Material provided>
-- begin --

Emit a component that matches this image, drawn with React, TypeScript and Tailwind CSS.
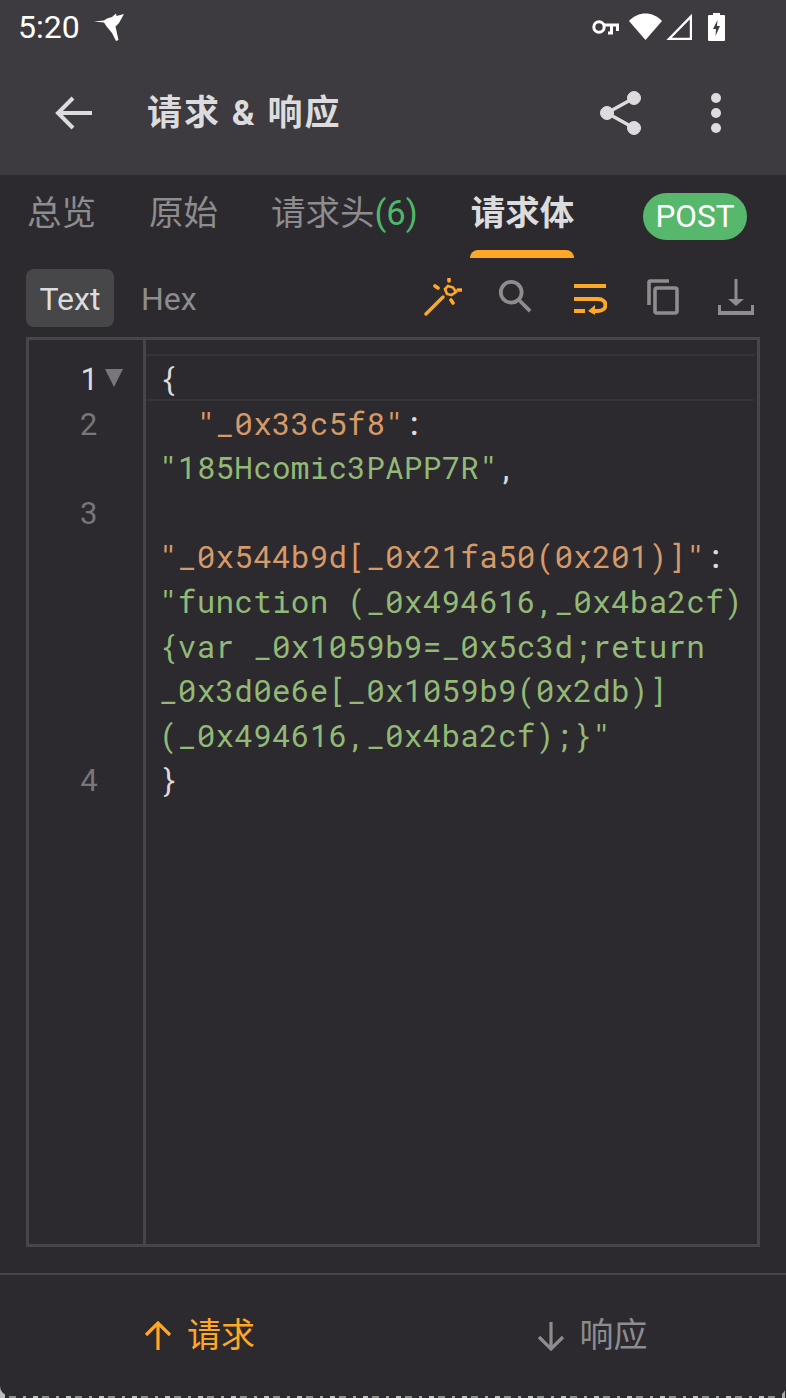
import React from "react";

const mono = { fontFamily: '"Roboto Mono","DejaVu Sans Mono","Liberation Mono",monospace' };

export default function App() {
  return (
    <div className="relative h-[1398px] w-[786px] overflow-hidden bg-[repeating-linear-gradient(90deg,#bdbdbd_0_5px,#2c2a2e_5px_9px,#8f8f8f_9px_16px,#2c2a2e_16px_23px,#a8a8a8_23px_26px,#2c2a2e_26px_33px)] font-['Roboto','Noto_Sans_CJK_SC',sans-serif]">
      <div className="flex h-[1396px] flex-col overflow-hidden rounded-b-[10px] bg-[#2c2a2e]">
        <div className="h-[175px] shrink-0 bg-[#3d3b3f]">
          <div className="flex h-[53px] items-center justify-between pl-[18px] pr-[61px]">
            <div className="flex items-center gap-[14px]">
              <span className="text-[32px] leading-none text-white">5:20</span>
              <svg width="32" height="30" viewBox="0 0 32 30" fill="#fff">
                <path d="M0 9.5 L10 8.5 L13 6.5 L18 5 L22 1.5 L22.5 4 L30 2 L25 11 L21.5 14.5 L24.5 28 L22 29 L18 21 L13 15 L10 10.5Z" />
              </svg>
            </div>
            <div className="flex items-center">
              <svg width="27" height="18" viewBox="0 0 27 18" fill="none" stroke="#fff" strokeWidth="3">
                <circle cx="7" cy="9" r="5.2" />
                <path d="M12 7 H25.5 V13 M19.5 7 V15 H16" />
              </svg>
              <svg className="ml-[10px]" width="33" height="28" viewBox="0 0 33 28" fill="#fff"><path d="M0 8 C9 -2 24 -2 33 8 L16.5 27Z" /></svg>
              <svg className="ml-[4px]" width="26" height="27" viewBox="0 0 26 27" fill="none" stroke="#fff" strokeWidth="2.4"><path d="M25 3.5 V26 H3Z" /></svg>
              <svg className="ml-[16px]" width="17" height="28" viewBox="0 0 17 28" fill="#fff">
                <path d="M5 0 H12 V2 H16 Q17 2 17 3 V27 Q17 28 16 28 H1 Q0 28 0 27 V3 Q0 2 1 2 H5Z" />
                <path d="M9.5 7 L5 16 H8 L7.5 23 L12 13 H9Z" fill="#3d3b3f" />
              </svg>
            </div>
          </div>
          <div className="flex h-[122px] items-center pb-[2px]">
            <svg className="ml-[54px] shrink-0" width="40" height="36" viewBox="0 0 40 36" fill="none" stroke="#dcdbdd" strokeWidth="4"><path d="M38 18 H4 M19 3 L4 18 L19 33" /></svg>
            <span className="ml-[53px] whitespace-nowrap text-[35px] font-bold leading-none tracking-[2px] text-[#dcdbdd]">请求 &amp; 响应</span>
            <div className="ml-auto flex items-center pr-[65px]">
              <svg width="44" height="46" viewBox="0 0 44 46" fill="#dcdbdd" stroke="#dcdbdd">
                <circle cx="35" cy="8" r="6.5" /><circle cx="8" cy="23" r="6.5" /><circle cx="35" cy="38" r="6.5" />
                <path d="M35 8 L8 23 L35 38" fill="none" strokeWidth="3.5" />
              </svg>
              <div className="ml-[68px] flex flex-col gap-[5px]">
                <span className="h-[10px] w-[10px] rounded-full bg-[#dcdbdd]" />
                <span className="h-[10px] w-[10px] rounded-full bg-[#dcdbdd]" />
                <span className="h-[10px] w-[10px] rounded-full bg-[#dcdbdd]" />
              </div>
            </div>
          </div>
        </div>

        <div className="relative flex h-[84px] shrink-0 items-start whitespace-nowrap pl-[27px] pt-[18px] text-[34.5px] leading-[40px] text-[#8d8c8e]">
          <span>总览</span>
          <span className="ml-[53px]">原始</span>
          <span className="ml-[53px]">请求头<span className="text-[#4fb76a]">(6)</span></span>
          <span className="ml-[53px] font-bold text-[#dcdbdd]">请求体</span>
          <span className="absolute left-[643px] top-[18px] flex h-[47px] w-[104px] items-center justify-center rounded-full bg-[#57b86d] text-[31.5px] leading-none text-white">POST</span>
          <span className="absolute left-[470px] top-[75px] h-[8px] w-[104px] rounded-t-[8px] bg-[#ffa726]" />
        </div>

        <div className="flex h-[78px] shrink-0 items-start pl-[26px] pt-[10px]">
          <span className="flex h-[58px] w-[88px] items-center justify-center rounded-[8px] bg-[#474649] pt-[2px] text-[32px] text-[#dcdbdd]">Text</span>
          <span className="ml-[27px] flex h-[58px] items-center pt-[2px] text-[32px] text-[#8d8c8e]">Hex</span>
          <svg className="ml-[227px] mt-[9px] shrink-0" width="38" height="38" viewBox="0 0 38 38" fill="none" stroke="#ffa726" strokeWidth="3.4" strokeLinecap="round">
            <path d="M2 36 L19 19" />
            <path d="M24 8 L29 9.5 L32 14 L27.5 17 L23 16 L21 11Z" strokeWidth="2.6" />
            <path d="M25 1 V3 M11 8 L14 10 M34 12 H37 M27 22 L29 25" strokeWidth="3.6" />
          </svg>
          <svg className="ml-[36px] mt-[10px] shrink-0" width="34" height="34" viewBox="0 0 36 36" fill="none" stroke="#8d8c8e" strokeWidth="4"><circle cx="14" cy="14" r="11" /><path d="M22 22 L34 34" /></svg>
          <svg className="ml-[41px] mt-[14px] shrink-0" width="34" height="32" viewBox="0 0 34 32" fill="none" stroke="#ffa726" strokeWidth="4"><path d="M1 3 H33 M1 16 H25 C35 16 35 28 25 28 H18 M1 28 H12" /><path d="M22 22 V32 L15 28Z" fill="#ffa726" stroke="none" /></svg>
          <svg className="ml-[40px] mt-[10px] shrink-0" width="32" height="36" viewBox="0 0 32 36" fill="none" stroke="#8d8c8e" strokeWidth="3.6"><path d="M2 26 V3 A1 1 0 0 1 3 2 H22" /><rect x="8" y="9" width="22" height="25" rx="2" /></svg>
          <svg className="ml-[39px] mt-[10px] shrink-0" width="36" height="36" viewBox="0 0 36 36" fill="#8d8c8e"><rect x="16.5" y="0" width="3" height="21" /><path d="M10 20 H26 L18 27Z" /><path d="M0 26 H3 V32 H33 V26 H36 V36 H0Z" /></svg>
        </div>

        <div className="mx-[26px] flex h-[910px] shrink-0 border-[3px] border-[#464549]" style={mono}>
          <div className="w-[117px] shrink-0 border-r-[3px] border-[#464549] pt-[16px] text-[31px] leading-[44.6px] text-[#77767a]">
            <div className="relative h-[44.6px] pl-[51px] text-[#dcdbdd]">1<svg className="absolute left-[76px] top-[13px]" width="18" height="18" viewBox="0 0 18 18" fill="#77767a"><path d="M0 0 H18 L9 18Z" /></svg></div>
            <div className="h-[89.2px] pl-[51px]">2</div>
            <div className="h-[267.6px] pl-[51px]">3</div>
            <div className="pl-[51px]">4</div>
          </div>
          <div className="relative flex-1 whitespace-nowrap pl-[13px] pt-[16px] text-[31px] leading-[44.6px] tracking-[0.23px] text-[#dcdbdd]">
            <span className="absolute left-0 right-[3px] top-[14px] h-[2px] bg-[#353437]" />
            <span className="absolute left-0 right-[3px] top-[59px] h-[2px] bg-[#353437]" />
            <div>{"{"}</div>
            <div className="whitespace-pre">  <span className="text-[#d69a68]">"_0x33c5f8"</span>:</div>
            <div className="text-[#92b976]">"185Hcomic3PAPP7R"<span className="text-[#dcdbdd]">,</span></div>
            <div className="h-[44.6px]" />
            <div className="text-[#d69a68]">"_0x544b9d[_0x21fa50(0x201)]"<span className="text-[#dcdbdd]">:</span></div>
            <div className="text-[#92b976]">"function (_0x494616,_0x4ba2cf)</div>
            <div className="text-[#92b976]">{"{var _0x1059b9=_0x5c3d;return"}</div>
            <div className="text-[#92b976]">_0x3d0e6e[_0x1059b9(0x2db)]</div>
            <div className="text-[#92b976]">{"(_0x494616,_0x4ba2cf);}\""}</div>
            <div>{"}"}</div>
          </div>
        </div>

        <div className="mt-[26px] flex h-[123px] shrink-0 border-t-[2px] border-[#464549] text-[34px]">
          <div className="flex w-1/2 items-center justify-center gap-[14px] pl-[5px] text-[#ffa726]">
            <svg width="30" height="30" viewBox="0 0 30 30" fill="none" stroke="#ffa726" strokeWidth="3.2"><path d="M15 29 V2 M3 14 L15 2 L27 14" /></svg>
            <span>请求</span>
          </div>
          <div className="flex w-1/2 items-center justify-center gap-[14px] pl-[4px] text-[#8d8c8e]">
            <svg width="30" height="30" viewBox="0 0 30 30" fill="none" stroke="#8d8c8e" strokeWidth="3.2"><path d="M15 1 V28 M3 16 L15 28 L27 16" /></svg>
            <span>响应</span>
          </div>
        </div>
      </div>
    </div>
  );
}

-- end --
-- begin --

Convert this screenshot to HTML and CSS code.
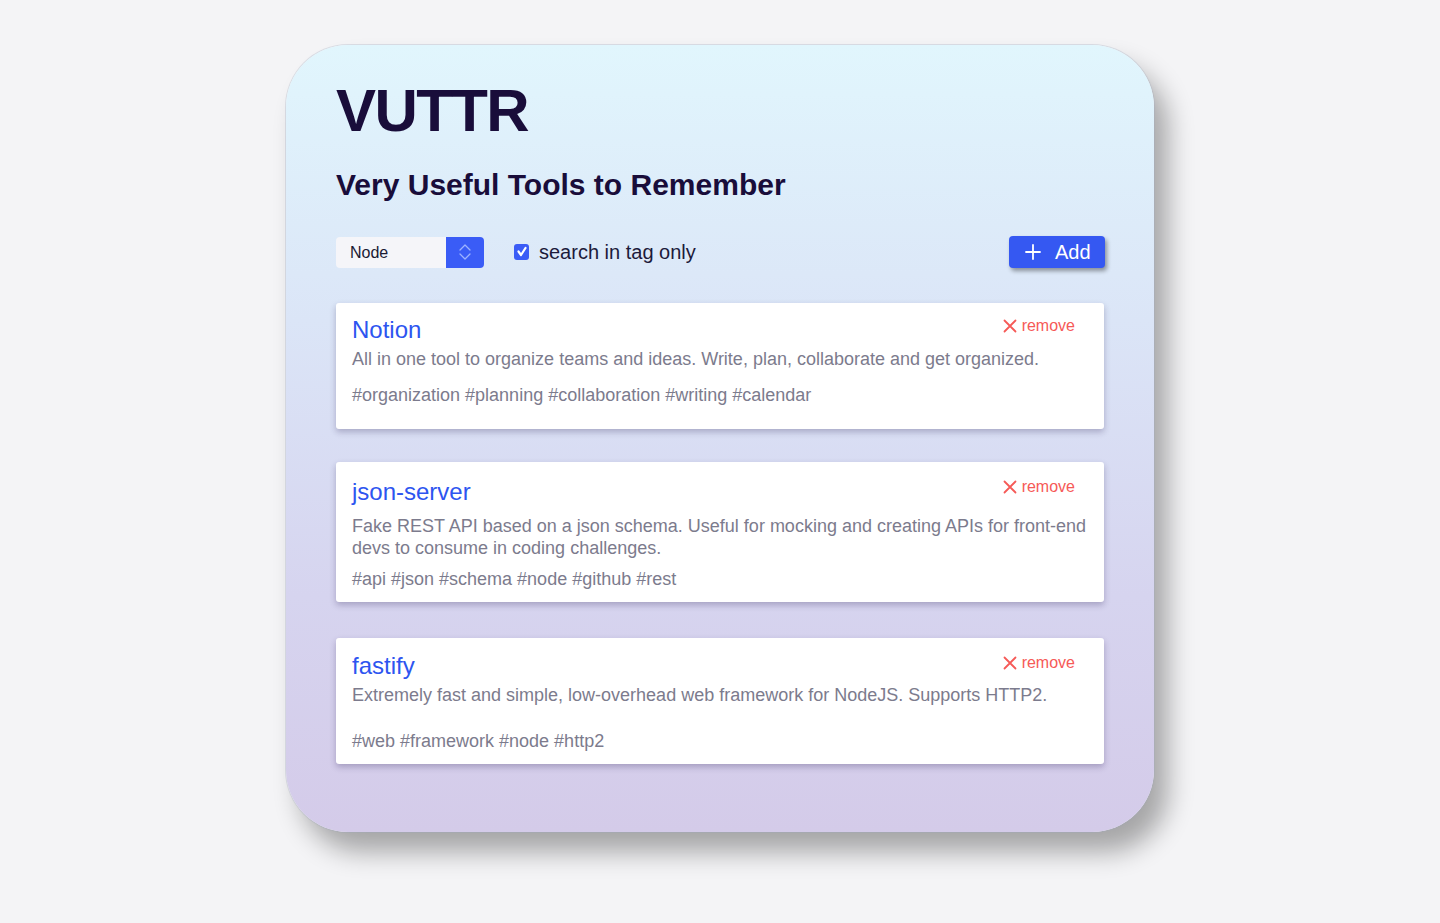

-- end --

What you will do> Within the material above, find the lines that contain the word "this"; copy them.

The output>
Emit a component that matches this image, drawn with React, TypeScript and Tailwind CSS.
Convert this screenshot to HTML and CSS code.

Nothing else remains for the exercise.